Date Added: Nov 18 2012 10:09 AM
This is a simulator for radio controlled planes - mainly gliders (because that's what I fly and know) but also a couple of powered planes. It is as accurate and realistic as I've been able to make it, so the aerodynamics are pretty good, but also it has quite a realistic representation of the wind/air flow over hills (generating lift), thermals and turbulence.
At the moment it's available on Android, iOS and Windows - details here:
On Windows the controllability is much improved when plugging in a R/C transmitter or gamepad. Either on the mobile devices or on desktop, you can definitely use the sim to learn to fly, or practise aerobatics etc. It also has some timed races using Scoreloop for leaderboards (on the mobile versions).
In terms of technology I'm using:
1. Bullet for the rigid body physics.
2. Marmalade to help get it cross-platform. This has been a very mixed blessing - when it works it is great, and being able to develop for iOS without needing a Mac is brilliant. However, it has a lot of bugs/oddness that the "community" support has not been able to resolve.
3. The aerodynamics are all home-grown, mostly based on my earlier, open source simulator here. It divides up the aerodynamic components into sections, calculates the forces on each, and then sums the results. Everything thus just emerges - the nature of the stalls, spins etc. In addition you can scale the plane size etc in the sim.

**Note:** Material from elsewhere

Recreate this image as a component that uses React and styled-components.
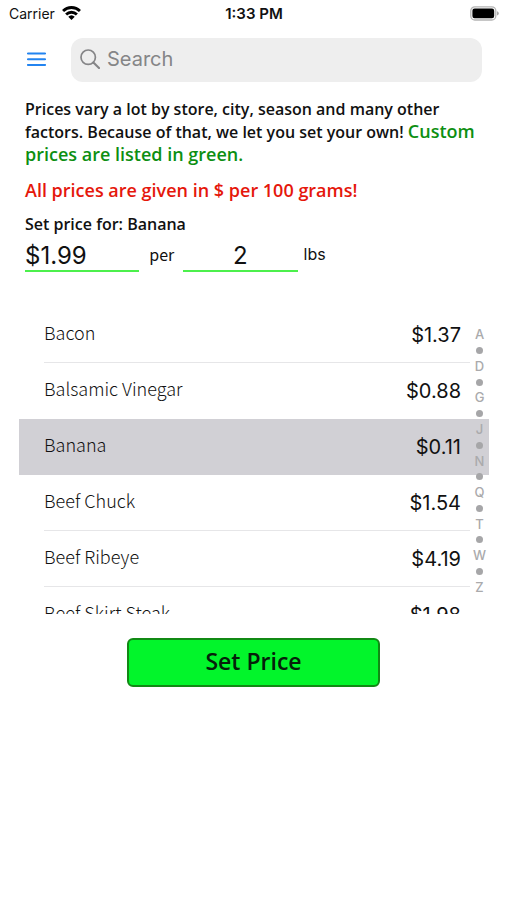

4. The rendering is pretty basic. For 3D views the terrain uses continuous LOD with geomorphing (yes, a little old fashioned I know!), and the "panoramic" views use a skybox, with the terrain rendered only into the depth buffer.
5. The audio samples are mostly home-made - going out for the wind sounds, and blowing/whistling into a mic for the gliders! The audio processing converts the sounds to 3D and adds Doppler etc.
It's been an interesting experience getting something that is fully polished and usable, which people can just pick up and fly, or delve into the settings and modify practically everything. It's a lot harder getting the UI design right than the tech!